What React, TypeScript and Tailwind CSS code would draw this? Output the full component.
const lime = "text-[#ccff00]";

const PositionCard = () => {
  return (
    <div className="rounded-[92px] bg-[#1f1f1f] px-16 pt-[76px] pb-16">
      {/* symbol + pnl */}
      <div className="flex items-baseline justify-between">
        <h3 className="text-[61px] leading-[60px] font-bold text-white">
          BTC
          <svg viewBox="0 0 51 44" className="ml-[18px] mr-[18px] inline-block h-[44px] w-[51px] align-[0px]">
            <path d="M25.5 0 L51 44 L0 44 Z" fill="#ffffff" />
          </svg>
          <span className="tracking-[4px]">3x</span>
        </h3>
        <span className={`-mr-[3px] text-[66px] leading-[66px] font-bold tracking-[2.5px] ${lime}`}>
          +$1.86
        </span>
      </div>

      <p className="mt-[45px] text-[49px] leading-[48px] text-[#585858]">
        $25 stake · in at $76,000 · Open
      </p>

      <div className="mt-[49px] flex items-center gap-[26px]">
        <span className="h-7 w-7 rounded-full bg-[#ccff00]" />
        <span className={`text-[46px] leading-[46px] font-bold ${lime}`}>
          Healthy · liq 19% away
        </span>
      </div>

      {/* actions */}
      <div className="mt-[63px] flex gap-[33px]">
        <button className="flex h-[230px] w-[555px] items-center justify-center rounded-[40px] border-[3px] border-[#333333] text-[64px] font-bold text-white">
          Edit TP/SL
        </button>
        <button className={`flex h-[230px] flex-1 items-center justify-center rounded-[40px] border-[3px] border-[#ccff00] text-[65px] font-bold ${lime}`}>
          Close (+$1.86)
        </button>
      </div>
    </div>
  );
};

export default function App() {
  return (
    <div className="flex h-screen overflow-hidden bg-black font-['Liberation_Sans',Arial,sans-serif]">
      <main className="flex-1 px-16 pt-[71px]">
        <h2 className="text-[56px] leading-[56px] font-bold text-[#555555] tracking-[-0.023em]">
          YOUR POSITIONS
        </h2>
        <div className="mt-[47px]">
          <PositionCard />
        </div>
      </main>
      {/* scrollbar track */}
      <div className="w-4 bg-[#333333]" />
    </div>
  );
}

Problem to solve.
Your task is to transcribe the listing above in full, exactly as given.

Solution to this problem.
What React, TypeScript and Tailwind CSS code would draw this? Output the full component.
const lime = "text-[#ccff00]";

const PositionCard = () => {
  return (
    <div className="rounded-[92px] bg-[#1f1f1f] px-16 pt-[76px] pb-16">
      {/* symbol + pnl */}
      <div className="flex items-baseline justify-between">
        <h3 className="text-[61px] leading-[60px] font-bold text-white">
          BTC
          <svg viewBox="0 0 51 44" className="ml-[18px] mr-[18px] inline-block h-[44px] w-[51px] align-[0px]">
            <path d="M25.5 0 L51 44 L0 44 Z" fill="#ffffff" />
          </svg>
          <span className="tracking-[4px]">3x</span>
        </h3>
        <span className={`-mr-[3px] text-[66px] leading-[66px] font-bold tracking-[2.5px] ${lime}`}>
          +$1.86
        </span>
      </div>

      <p className="mt-[45px] text-[49px] leading-[48px] text-[#585858]">
        $25 stake · in at $76,000 · Open
      </p>

      <div className="mt-[49px] flex items-center gap-[26px]">
        <span className="h-7 w-7 rounded-full bg-[#ccff00]" />
        <span className={`text-[46px] leading-[46px] font-bold ${lime}`}>
          Healthy · liq 19% away
        </span>
      </div>

      {/* actions */}
      <div className="mt-[63px] flex gap-[33px]">
        <button className="flex h-[230px] w-[555px] items-center justify-center rounded-[40px] border-[3px] border-[#333333] text-[64px] font-bold text-white">
          Edit TP/SL
        </button>
        <button className={`flex h-[230px] flex-1 items-center justify-center rounded-[40px] border-[3px] border-[#ccff00] text-[65px] font-bold ${lime}`}>
          Close (+$1.86)
        </button>
      </div>
    </div>
  );
};

export default function App() {
  return (
    <div className="flex h-screen overflow-hidden bg-black font-['Liberation_Sans',Arial,sans-serif]">
      <main className="flex-1 px-16 pt-[71px]">
        <h2 className="text-[56px] leading-[56px] font-bold text-[#555555] tracking-[-0.023em]">
          YOUR POSITIONS
        </h2>
        <div className="mt-[47px]">
          <PositionCard />
        </div>
      </main>
      {/* scrollbar track */}
      <div className="w-4 bg-[#333333]" />
    </div>
  );
}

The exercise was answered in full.